7. Military Time & Setting Your Clock Back
I really had no concept of the time or day during SAS. We were constantly setting our clocks back and weekends ceased to exist (we had classes every day on the ship and port time became our weekend). I can now say I understand military time also, since that is what we used on the ship.
8. What to do?
One of the things I enjoyed most about living on a ship is that I was forced to focus on the present, since I didn't have all of the distractions of everyday life on land. People didn't stare into their phones 24/7 on the ship, and if they did look at their phone you knew that the most they were doing was checking their Seamail account, playing a game, or looking at the Dean's memo (the memo put out every day about what was going on around the ship that day and general announcements). People were just generally more there when they were with you. I do miss that.

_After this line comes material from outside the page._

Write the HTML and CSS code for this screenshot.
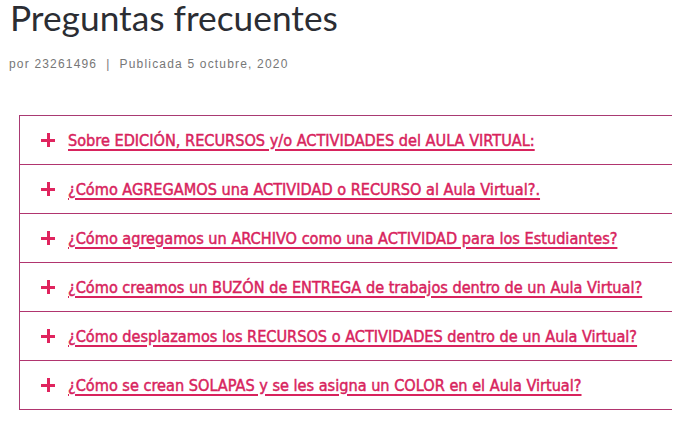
FILE: index.html
```html
<!DOCTYPE html>
<html lang="es">
<head>
<meta charset="utf-8">
<title>Preguntas frecuentes</title>
<link rel="stylesheet" href="styles.css">
</head>
<body>
<div class="page">
  <h1 class="title">Preguntas frecuentes</h1>
  <p class="meta">por 23261496 &nbsp;|&nbsp; Publicada 5 octubre, 2020</p>
  <div class="faq">
    <div class="row"><span class="plus"></span><a href="#" class="q">Sobre EDICIÓN, RECURSOS y/o ACTIVIDADES del AULA VIRTUAL:</a></div>
    <div class="row"><span class="plus"></span><a href="#" class="q">¿Cómo AGREGAMOS una ACTIVIDAD o RECURSO al Aula Virtual?.</a></div>
    <div class="row"><span class="plus"></span><a href="#" class="q">¿Cómo agregamos un ARCHIVO como una ACTIVIDAD para los Estudiantes?</a></div>
    <div class="row"><span class="plus"></span><a href="#" class="q">¿Cómo creamos un BUZÓN de ENTREGA de trabajos dentro de un Aula Virtual?</a></div>
    <div class="row"><span class="plus"></span><a href="#" class="q">¿Cómo desplazamos los RECURSOS o ACTIVIDADES dentro de un Aula Virtual?</a></div>
    <div class="row"><span class="plus"></span><a href="#" class="q">¿Cómo se crean SOLAPAS y se les asigna un COLOR en el Aula Virtual?</a></div>
  </div>
</div>
</body>
</html>
```
FILE: styles.css
```css
html, body { margin: 0; padding: 0; background: #fff; }
.page { padding: 0 23px 0 19px; overflow: hidden; }
.title {
  margin: 0 0 0 -9px;
  font-family: Lato, sans-serif;
  font-weight: 400;
  font-size: 35.3px;
  line-height: 36px;
  color: #2b2d33;
}
.meta {
  margin: 21px 0 0 -10px;
  font-family: "Liberation Sans", Arial, sans-serif;
  font-size: 12px;
  line-height: 14px;
  letter-spacing: 1.18px;
  color: #777;
}
.faq {
  margin-top: 44px;
  border-left: 1px solid #a93a73;
  border-top: 1px solid #a93a73;
}
.row {
  height: 48px;
  border-bottom: 1px solid #b1356f;
  display: flex;
  align-items: center;
  padding-left: 21px;
}
.plus {
  position: relative;
  width: 14px;
  height: 14px;
  flex: none;
  margin-right: 13px;
}
.plus::before, .plus::after {
  content: "";
  position: absolute;
  background: #e0245e;
}
.plus::before { left: 0; top: 5.5px; width: 14px; height: 3px; }
.plus::after { left: 5.5px; top: 0; width: 3px; height: 14px; }
.q {
  font-family: "DejaVu Sans Condensed", "DejaVu Sans", sans-serif;
  font-size: 16.15px;
  font-weight: 400;
  -webkit-text-stroke: 0.45px #d8235d;
  color: #d8235d;
  text-decoration: underline;
  text-decoration-thickness: 1.5px;
  text-underline-offset: 3px;
  white-space: nowrap;
}
```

Even though I constantly had things to do, there was some free time. I spent my time playing ping pong every once in a while, dancing, trying to work out without falling over, swimming in the pool (although I only went a couple times), reading, and just watching movies and TV shows with friends (people were constantly trading movies and shows via flashdrives). I also slept out on the deck one night, which was really nice.
There were also constant presentations and guests that came to talk to us on the ship (like Desmond Tutu). There were movie nights, and lip sync battles, and I was never at a loss of things to do. I performed in two talent shows, in the first I did a solo and in the second I did a duet with my friend Noble which started out as a contemporary dance and ended with a silly dance to the theme song of "The Suite Life on Deck". I also performed in a dance within a play that one of my friends wrote for his presidential scholarship project. We also had random life boat drills ever month, so there was that also.
Communicating on the ship was like going back in time. You could use Seamail, the email we had on the ship, but the most effective way was leaving sticky notes on people's doors. Being able to call and text people immediately was not an option. I had to do a research paper while I was away and had to email my mom to send me articles. We did have access (if it would load) to The Washington Post website and a few academic sources, but we were very limited on outside information. We did start getting daily headlines in the Dean's memo after a popular actor from Harry Potter died and we didn't know it until the next port.
The truth is...
There were some unglamorous aspects to living on a ship, but it was worth it. I shared a room with two other people in a small space that would drive me crazy if I was in Texas, but the fact that we were constantly traveling somewhere new, meeting new people, and learning new things cancelled out all of the things that would normally irritate me. Everything was laced with the promise of adventure, and I hope to keep that feeling as I go about my life on land. I will always love The World Odyssey and the amazing experience that accompanied it.